In the lead-up to the World Cup, the Gulf state came under intense scrutiny over its human rights record and treatment of migrant workers. Rights groups say little has changed since, something Qatar disputes. There has been no such outcry ahead of the Asian Cup.
Japan vow to erase ‘frustration’
Qatar won plaudits for its organisation of the World Cup but the team flopped on the pitch, their three straight defeats the worst performance of any World Cup host. That lingering pain will motivate them in the defence of their Asian crown, but Carlos Queiroz was fired as coach only last month, giving replacement Tintin Marquez little time to prepare.
“I know the players, I know my mentality and I know… my idea for playing,” said the Spaniard, who coached Qatar club side Al Wakrah for six years before taking over the national team.
Qatar open the tournament against Lebanon at Lusail Stadium. There are six groups of four, the top two from each reaching the last 16, along with the four best third-placed teams.
Japan, defeated 3-1 by Qatar in the 2019 final in the UAE, look the team to beat and are the most successful side in Asian Cup history with four titles. Japan have fond memories of Qatar, having stunned Germany and Spain in the group stage of the World Cup before losing to Croatia on penalties in the last 16.
Hajime Moriyasu’s team have enjoyed a strong year since, losing only once in 12 matches and winning 4-1 in Germany in a friendly.
Moriyasu named Kaoru Mitoma in his squad despite the Brighton winger suffering an ankle injury and said that Japan are determined to erase the “frustration” of their 2019 final loss.
All or nothing for Klinsmann
South Korea, Iran, Australia and Saudi Arabia — all of whom played at the 2022 World Cup and are former Asian champions — are also teams to watch.

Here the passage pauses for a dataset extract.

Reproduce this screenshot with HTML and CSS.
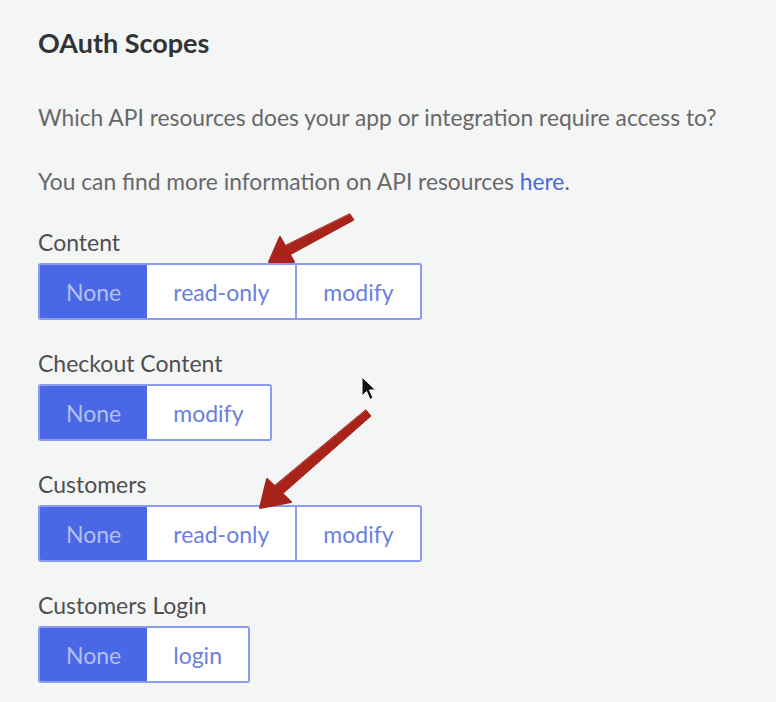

In Tottenham Hotspur attacker Son, South Korea have the best player in Asia and a world-class performer who is enjoying his football again under Spurs manager Ange Postecoglou.
South Korean fans were sceptical about the appointment nearly a year ago of legendary German striker Jurgen Klinsmann, given his patchy record as a coach.
But after a slow start his side have hit their stride, their last competitive match a 3-0 World Cup qualifying win in China with Son scoring twice and setting up the third.
The 59-year-old Klinsmann has said anything other than winning the Asian Cup for the first time since 1960 will be a failure.
“It’s 64 years — 64 years is a long time for Korea. It’s about time that we get this done,” said Klinsmann.
There will be extra interest in how Saudi Arabia — coached by the Italian Roberto Mancini — get on following an influx of foreign stars into their domestic football led by Cristiano Ronaldo.
The Palestinian team face an uphill task to emerge from a group containing Iran, United Arab Emirates and Hong Kong, with their minds on the war in Gaza, in which some players have lost loved ones.
“Everyone is glued to the news, before and after training, be it on the bus or at the hotel,” coach Makram Daboub said.
This will be Palestine’s third time at the Asian Cup and they are chasing a first victory after failing to win any of their six matches so far.